See also: Immigration: Myth v. Reality
The opening speaker for tonight's town hall forum in Madison, where public officials will propose introducing a bill in the state's next legislative session similar to a controversial Arizona law, says the law is needed to keep immigrants, primarily Hispanics, from gaining the right to vote.
"When those people race across the border looking for jobs, they ain't coming to Bully's Soul Food Shack to get a job," local radio talk show host and black Mississippi Tea Party supporter Kim Wade told the Jackson Free Press. "They're being employed by white people. And after they get their amnesty and their voting privileges, they're going to vote for their people, just like blacks did and whites did and everybody else, and you'll see the Hispanics siding with the white majority to provide the damn jobs, and blacks will be out looking crazy, talking about 'how come we don't have any jobs.' Well, that's because you gave your damn positions to the Hispanics."
Wade said immigrants would not be able to keep Democrats in office unless they can vote.
"In other words, get a conditional citizenship that doesn't include the right to vote if it's all about compassion and not all about political gamesmanship, where they can get their people in power who will vote for Democrats until perpetuity," Wade said.
Nsombi Lambright, executive director of the Mississippi ACLU said her organization disagrees with Wade's proposal for second-class citizenship.
"The ACLU believes that being a full citizen of the United States means having voting privileges and all of those rights and privileges that go along with being a citizen of this country," Lambright said.
The Mississippi Federation for Immigration Reform and Enforcement and members of the Mississippi Tea Party are hosting tonight's meeting, which is at the Madison Cultural Center at 6:30 p.m. Other speakers, according to the event newsletter, include Lt. Gov. Phil Bryant, Madison Mayor Mary Hawkins-Butler, state Rep.
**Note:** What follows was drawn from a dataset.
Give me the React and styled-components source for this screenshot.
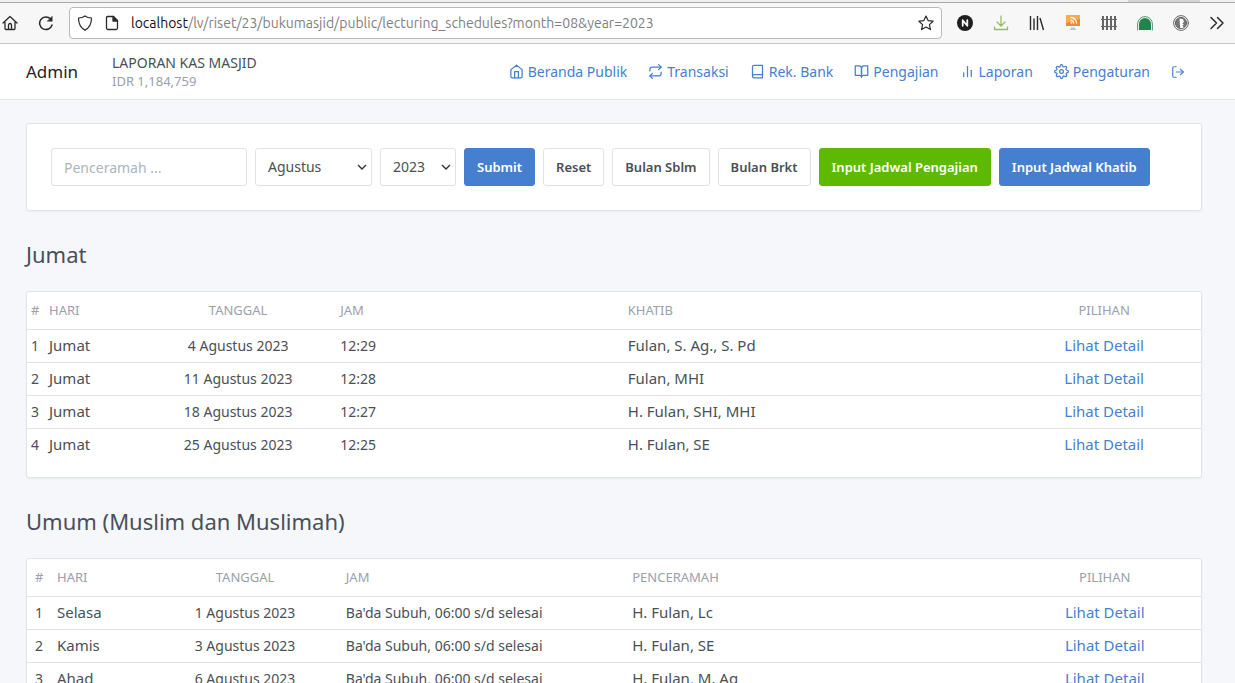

Becky Currie, R-Brookhaven, and Bill Marcy, candidate for U.S. representative of Mississippi's Second Congressional District.
"We're going to propose the Arizona law, pretty much word for word, except for the conditions that would be dictated by the uniqueness of our border compared to Arizona's," Wade said.
Last month, U.S. District Judge Susan Bolton imposed a partial injunction on Arizona law SB 1070, restricting members of Arizona law enforcement from pulling over motorists and questioning their citizenship status. Bolton's decision also strikes down the section of law that requires Arizona immigrants to carry immigration registration papers at all times. In Arizona, it is also illegal for an undocumented worker to seek or perform work without documentation.
Wade said that by imposing the partial injunction, Bolton "engaged in judicial activism," and said he was confident the injunction would be "overturned at some point."
Wade attacked The Mississippi Immigrants Rights Alliance's attempt to link the immigrant amnesty movement with the Civil Rights Movement, arguing that black Americans are "going to get the short end of the stick."
Mississippi Immigrants Rights Alliance Executive Director Bill Chandler said that immigrant issues have always been tied to the Civil Rights Movement. He argued that immigrants also could not use "whites only" water fountains prior to the late 1960s, and that many aspects of the landmark court decision Brown v. Board of Education of Topeka, which made public school racial segregation illegal, arose from immigrant inequality in the public school system.
Chandler also blasted Wade's assertions that blacks would lose jobs as a result of immigration.
"The fact of the matter is that when immigrants, both documented and undocumented, come into an area they have the effect of increasing jobs, because immigrants produce wealth that procures other jobs," Chandler said.
Several reports back Chandler's assertion, including two from 2006, "The Economic Impact of the Hispanic Population on the State of North Carolina" and "Undocumented Immigrants in Texas: A Financial Analysis of the Impact to the State Budget and Economy," which find that documented and undocumented immigrant populations add considerable revenue to the North Carolina and Texas economies.